-------- Records shown

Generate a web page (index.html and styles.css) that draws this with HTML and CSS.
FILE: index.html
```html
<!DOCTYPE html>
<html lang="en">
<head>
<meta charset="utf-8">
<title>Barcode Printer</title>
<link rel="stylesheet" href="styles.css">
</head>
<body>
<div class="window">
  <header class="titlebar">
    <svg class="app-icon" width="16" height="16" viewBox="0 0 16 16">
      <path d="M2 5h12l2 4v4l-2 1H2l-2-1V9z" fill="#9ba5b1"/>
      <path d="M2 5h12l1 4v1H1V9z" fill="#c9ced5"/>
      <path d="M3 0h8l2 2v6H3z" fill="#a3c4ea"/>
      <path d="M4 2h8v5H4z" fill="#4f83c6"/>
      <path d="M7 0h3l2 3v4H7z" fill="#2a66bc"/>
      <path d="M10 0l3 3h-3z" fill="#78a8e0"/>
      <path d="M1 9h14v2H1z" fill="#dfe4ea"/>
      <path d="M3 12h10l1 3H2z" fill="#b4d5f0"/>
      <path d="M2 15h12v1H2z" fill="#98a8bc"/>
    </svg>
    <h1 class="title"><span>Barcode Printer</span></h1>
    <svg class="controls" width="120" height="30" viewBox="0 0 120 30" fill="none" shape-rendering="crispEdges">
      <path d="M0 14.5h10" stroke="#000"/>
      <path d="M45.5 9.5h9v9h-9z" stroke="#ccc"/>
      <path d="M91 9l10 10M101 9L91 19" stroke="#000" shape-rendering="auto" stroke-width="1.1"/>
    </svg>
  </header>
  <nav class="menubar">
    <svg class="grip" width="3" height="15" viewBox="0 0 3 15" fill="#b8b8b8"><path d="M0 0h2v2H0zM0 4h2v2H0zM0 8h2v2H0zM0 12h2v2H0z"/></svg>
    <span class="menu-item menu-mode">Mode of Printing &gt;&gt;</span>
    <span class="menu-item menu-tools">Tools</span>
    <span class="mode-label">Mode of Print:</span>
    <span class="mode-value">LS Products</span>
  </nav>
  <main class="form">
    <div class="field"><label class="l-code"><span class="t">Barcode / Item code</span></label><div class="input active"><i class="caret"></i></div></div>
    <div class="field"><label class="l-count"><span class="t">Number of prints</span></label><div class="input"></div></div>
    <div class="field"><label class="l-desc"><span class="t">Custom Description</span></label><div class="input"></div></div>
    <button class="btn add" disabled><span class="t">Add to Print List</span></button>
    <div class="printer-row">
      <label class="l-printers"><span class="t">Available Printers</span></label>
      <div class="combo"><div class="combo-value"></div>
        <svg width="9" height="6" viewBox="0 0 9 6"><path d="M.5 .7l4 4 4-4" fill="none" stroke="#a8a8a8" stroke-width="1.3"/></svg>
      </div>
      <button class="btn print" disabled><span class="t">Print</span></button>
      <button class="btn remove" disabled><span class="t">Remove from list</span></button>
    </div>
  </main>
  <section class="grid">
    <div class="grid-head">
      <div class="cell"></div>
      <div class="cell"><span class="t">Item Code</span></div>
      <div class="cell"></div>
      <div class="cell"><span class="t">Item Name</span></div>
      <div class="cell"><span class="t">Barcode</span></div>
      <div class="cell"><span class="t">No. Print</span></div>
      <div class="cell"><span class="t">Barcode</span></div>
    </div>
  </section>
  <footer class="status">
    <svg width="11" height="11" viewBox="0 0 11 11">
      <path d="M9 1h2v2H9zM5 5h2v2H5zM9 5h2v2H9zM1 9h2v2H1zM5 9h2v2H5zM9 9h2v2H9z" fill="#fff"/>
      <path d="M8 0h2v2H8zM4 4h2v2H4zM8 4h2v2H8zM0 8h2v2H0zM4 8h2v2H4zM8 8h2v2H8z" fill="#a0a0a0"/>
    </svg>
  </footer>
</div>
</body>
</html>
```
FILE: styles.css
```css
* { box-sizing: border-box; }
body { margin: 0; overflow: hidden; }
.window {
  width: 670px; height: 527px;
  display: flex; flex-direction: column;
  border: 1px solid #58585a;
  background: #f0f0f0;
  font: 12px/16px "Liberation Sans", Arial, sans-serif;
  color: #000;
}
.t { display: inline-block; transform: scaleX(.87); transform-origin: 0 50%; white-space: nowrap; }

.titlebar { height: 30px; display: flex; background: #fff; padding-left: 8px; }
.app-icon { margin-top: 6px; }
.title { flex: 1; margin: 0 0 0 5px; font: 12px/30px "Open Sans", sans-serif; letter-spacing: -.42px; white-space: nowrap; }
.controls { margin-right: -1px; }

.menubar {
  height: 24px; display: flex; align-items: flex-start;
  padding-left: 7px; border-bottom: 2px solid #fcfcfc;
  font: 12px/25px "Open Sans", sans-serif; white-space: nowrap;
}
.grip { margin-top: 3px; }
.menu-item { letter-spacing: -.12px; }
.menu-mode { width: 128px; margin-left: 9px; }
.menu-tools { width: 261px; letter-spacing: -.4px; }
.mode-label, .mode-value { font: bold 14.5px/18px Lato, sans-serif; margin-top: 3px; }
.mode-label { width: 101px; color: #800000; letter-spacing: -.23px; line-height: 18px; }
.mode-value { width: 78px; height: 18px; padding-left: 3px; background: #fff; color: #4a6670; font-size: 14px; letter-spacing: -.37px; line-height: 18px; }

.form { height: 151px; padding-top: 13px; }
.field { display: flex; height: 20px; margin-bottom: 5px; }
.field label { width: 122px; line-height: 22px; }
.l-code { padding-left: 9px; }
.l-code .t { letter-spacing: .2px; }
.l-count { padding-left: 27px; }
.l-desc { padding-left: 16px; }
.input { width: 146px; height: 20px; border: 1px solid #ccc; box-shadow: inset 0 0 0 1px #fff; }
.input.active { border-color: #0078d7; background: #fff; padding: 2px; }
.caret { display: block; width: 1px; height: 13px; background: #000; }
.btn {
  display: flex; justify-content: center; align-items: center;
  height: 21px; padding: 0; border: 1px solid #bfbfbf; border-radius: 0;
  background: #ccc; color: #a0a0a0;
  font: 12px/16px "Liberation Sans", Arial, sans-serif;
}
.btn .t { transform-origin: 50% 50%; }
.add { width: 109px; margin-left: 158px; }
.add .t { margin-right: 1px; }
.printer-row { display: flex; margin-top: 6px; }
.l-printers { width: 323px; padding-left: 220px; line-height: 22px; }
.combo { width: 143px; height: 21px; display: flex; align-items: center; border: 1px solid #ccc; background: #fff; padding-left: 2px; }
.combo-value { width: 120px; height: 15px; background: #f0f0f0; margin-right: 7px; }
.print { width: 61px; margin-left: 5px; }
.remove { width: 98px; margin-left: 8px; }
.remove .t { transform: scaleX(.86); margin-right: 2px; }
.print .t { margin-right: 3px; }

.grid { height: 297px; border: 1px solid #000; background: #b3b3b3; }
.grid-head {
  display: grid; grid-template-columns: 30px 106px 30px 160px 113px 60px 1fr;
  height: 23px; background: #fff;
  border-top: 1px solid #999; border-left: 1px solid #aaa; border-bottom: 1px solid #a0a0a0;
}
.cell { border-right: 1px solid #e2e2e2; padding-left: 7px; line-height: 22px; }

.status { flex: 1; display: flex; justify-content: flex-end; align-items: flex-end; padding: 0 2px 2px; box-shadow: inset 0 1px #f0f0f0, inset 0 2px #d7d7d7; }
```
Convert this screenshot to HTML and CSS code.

----------------

Extract the complete listing above, reproducing each line exactly.

Generate a web page (index.html and styles.css) that draws this with HTML and CSS.
FILE: index.html
```html
<!DOCTYPE html>
<html lang="en">
<head>
<meta charset="utf-8">
<title>Barcode Printer</title>
<link rel="stylesheet" href="styles.css">
</head>
<body>
<div class="window">
  <header class="titlebar">
    <svg class="app-icon" width="16" height="16" viewBox="0 0 16 16">
      <path d="M2 5h12l2 4v4l-2 1H2l-2-1V9z" fill="#9ba5b1"/>
      <path d="M2 5h12l1 4v1H1V9z" fill="#c9ced5"/>
      <path d="M3 0h8l2 2v6H3z" fill="#a3c4ea"/>
      <path d="M4 2h8v5H4z" fill="#4f83c6"/>
      <path d="M7 0h3l2 3v4H7z" fill="#2a66bc"/>
      <path d="M10 0l3 3h-3z" fill="#78a8e0"/>
      <path d="M1 9h14v2H1z" fill="#dfe4ea"/>
      <path d="M3 12h10l1 3H2z" fill="#b4d5f0"/>
      <path d="M2 15h12v1H2z" fill="#98a8bc"/>
    </svg>
    <h1 class="title"><span>Barcode Printer</span></h1>
    <svg class="controls" width="120" height="30" viewBox="0 0 120 30" fill="none" shape-rendering="crispEdges">
      <path d="M0 14.5h10" stroke="#000"/>
      <path d="M45.5 9.5h9v9h-9z" stroke="#ccc"/>
      <path d="M91 9l10 10M101 9L91 19" stroke="#000" shape-rendering="auto" stroke-width="1.1"/>
    </svg>
  </header>
  <nav class="menubar">
    <svg class="grip" width="3" height="15" viewBox="0 0 3 15" fill="#b8b8b8"><path d="M0 0h2v2H0zM0 4h2v2H0zM0 8h2v2H0zM0 12h2v2H0z"/></svg>
    <span class="menu-item menu-mode">Mode of Printing &gt;&gt;</span>
    <span class="menu-item menu-tools">Tools</span>
    <span class="mode-label">Mode of Print:</span>
    <span class="mode-value">LS Products</span>
  </nav>
  <main class="form">
    <div class="field"><label class="l-code"><span class="t">Barcode / Item code</span></label><div class="input active"><i class="caret"></i></div></div>
    <div class="field"><label class="l-count"><span class="t">Number of prints</span></label><div class="input"></div></div>
    <div class="field"><label class="l-desc"><span class="t">Custom Description</span></label><div class="input"></div></div>
    <button class="btn add" disabled><span class="t">Add to Print List</span></button>
    <div class="printer-row">
      <label class="l-printers"><span class="t">Available Printers</span></label>
      <div class="combo"><div class="combo-value"></div>
        <svg width="9" height="6" viewBox="0 0 9 6"><path d="M.5 .7l4 4 4-4" fill="none" stroke="#a8a8a8" stroke-width="1.3"/></svg>
      </div>
      <button class="btn print" disabled><span class="t">Print</span></button>
      <button class="btn remove" disabled><span class="t">Remove from list</span></button>
    </div>
  </main>
  <section class="grid">
    <div class="grid-head">
      <div class="cell"></div>
      <div class="cell"><span class="t">Item Code</span></div>
      <div class="cell"></div>
      <div class="cell"><span class="t">Item Name</span></div>
      <div class="cell"><span class="t">Barcode</span></div>
      <div class="cell"><span class="t">No. Print</span></div>
      <div class="cell"><span class="t">Barcode</span></div>
    </div>
  </section>
  <footer class="status">
    <svg width="11" height="11" viewBox="0 0 11 11">
      <path d="M9 1h2v2H9zM5 5h2v2H5zM9 5h2v2H9zM1 9h2v2H1zM5 9h2v2H5zM9 9h2v2H9z" fill="#fff"/>
      <path d="M8 0h2v2H8zM4 4h2v2H4zM8 4h2v2H8zM0 8h2v2H0zM4 8h2v2H4zM8 8h2v2H8z" fill="#a0a0a0"/>
    </svg>
  </footer>
</div>
</body>
</html>
```
FILE: styles.css
```css
* { box-sizing: border-box; }
body { margin: 0; overflow: hidden; }
.window {
  width: 670px; height: 527px;
  display: flex; flex-direction: column;
  border: 1px solid #58585a;
  background: #f0f0f0;
  font: 12px/16px "Liberation Sans", Arial, sans-serif;
  color: #000;
}
.t { display: inline-block; transform: scaleX(.87); transform-origin: 0 50%; white-space: nowrap; }

.titlebar { height: 30px; display: flex; background: #fff; padding-left: 8px; }
.app-icon { margin-top: 6px; }
.title { flex: 1; margin: 0 0 0 5px; font: 12px/30px "Open Sans", sans-serif; letter-spacing: -.42px; white-space: nowrap; }
.controls { margin-right: -1px; }

.menubar {
  height: 24px; display: flex; align-items: flex-start;
  padding-left: 7px; border-bottom: 2px solid #fcfcfc;
  font: 12px/25px "Open Sans", sans-serif; white-space: nowrap;
}
.grip { margin-top: 3px; }
.menu-item { letter-spacing: -.12px; }
.menu-mode { width: 128px; margin-left: 9px; }
.menu-tools { width: 261px; letter-spacing: -.4px; }
.mode-label, .mode-value { font: bold 14.5px/18px Lato, sans-serif; margin-top: 3px; }
.mode-label { width: 101px; color: #800000; letter-spacing: -.23px; line-height: 18px; }
.mode-value { width: 78px; height: 18px; padding-left: 3px; background: #fff; color: #4a6670; font-size: 14px; letter-spacing: -.37px; line-height: 18px; }

.form { height: 151px; padding-top: 13px; }
.field { display: flex; height: 20px; margin-bottom: 5px; }
.field label { width: 122px; line-height: 22px; }
.l-code { padding-left: 9px; }
.l-code .t { letter-spacing: .2px; }
.l-count { padding-left: 27px; }
.l-desc { padding-left: 16px; }
.input { width: 146px; height: 20px; border: 1px solid #ccc; box-shadow: inset 0 0 0 1px #fff; }
.input.active { border-color: #0078d7; background: #fff; padding: 2px; }
.caret { display: block; width: 1px; height: 13px; background: #000; }
.btn {
  display: flex; justify-content: center; align-items: center;
  height: 21px; padding: 0; border: 1px solid #bfbfbf; border-radius: 0;
  background: #ccc; color: #a0a0a0;
  font: 12px/16px "Liberation Sans", Arial, sans-serif;
}
.btn .t { transform-origin: 50% 50%; }
.add { width: 109px; margin-left: 158px; }
.add .t { margin-right: 1px; }
.printer-row { display: flex; margin-top: 6px; }
.l-printers { width: 323px; padding-left: 220px; line-height: 22px; }
.combo { width: 143px; height: 21px; display: flex; align-items: center; border: 1px solid #ccc; background: #fff; padding-left: 2px; }
.combo-value { width: 120px; height: 15px; background: #f0f0f0; margin-right: 7px; }
.print { width: 61px; margin-left: 5px; }
.remove { width: 98px; margin-left: 8px; }
.remove .t { transform: scaleX(.86); margin-right: 2px; }
.print .t { margin-right: 3px; }

.grid { height: 297px; border: 1px solid #000; background: #b3b3b3; }
.grid-head {
  display: grid; grid-template-columns: 30px 106px 30px 160px 113px 60px 1fr;
  height: 23px; background: #fff;
  border-top: 1px solid #999; border-left: 1px solid #aaa; border-bottom: 1px solid #a0a0a0;
}
.cell { border-right: 1px solid #e2e2e2; padding-left: 7px; line-height: 22px; }

.status { flex: 1; display: flex; justify-content: flex-end; align-items: flex-end; padding: 0 2px 2px; box-shadow: inset 0 1px #f0f0f0, inset 0 2px #d7d7d7; }
```
Convert this screenshot to HTML and CSS code.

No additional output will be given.